In the near term, Federal Reserve actions might not be the only test of yield integrity. Earlier this month, Rep. Carolyn Maloney (D-N.Y.), introduced the Credit Cardholders' Bill of Rights Act of 2008, which calls for reforms in the way that credit card issuers charge fees and raise rates.

Among other provisions, Maloney's bill seeks to protect cardholders against arbitrary interest rate increases, abolish penalties for cardholders who pay on time, allow cardholders to set limits on their credit, ban excessive fees on cardholders and prevent card companies from giving subprime credit cards to people who cannot afford them.

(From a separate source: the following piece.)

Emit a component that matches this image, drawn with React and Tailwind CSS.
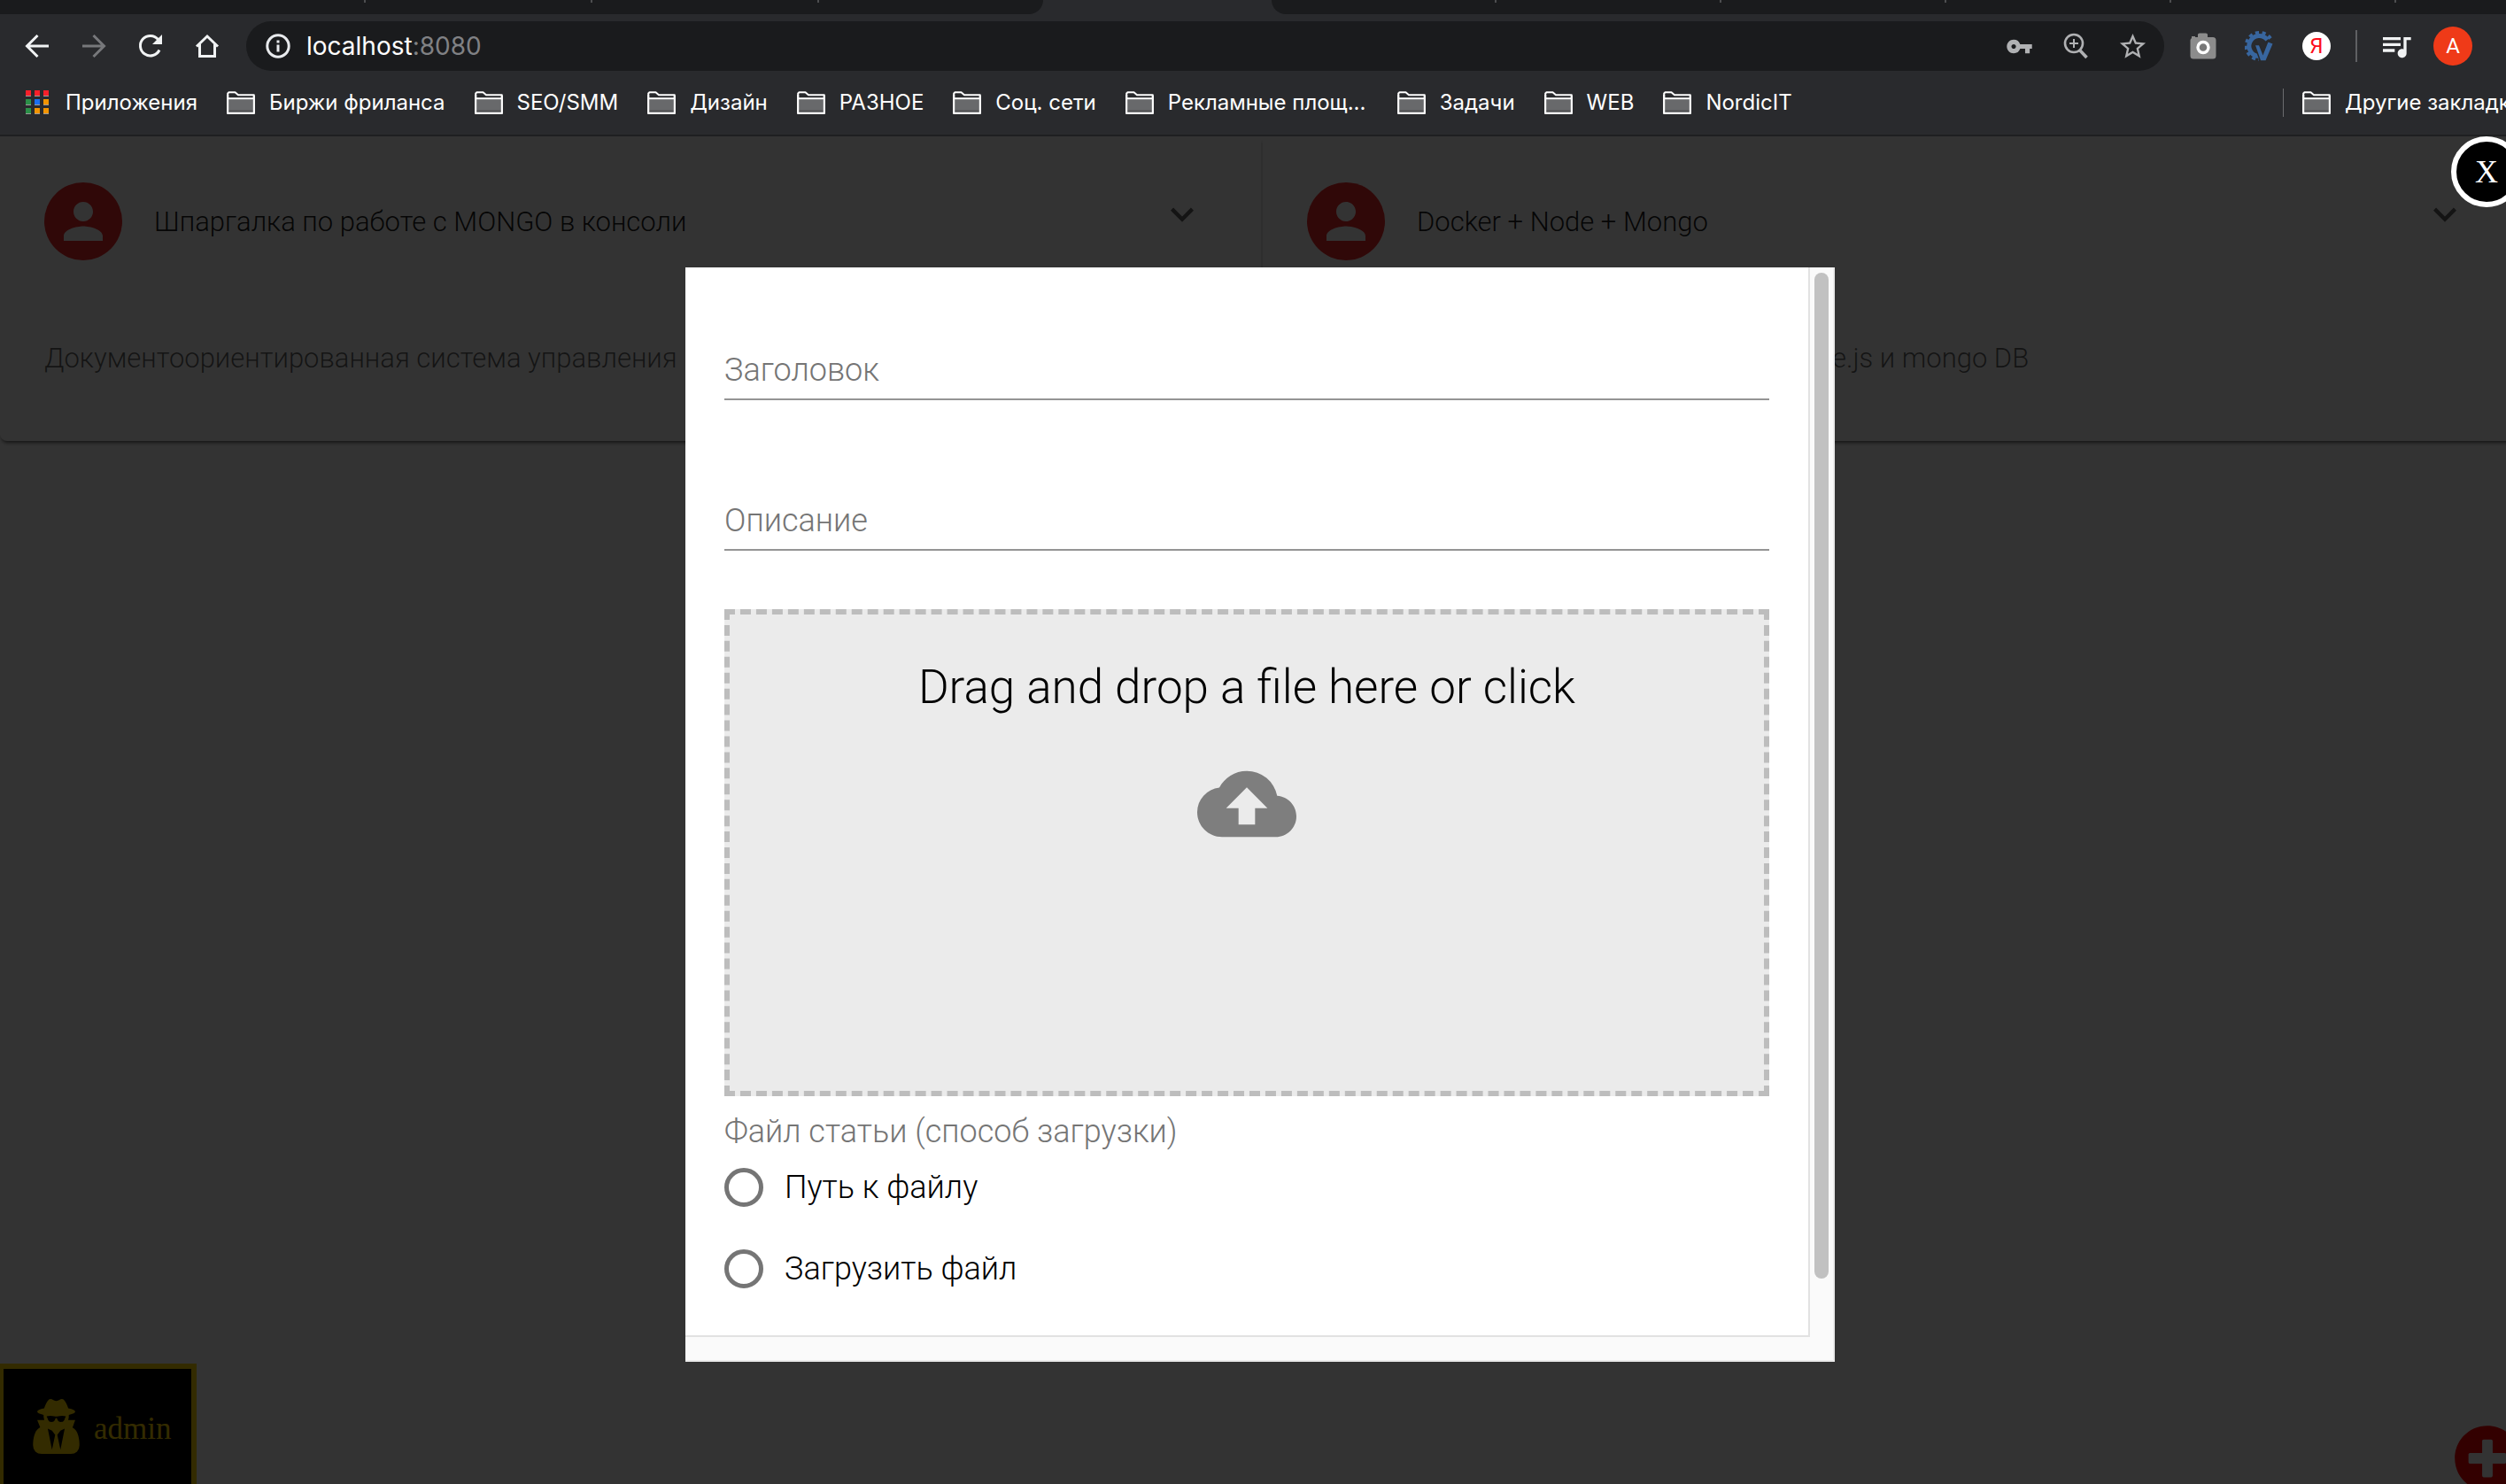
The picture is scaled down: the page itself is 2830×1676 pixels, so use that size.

Maloney wants to require that card companies give their customers 45 days notice of any interest rate increases. Cardholders should also have the right to cancel their card and pay off their existing balance at the existing interest rate and repayment schedule if they get hit with an interest rate hike. Cardholders would also have three billing cycles after the rate increase to say no to these new terms.

The bill would also prohibit card companies from charging interest on debt that is paid on time during a grace period, preventing what is commonly called the "double-cycle billing" practice. Card companies would also be prohibited from charging fees on remaining interest-only balances of cardholders who have paid their bills on time.

The direction of the economy and the outcome of Maloney's bill are still unclear, but for now some investors are keeping an eye on enhancement levels and triggers in credit card portfolios.

"My concern is there have been a lot of deals that have struggled, because folks are hesitant to believe the rating agencies on these triggers," said one investor, referring to recent issuances. "Charge-offs are now 4%. If they go to 6% or 7%, they better work. Maybe [some investors] are waiting for rating agencies to raise the requirements."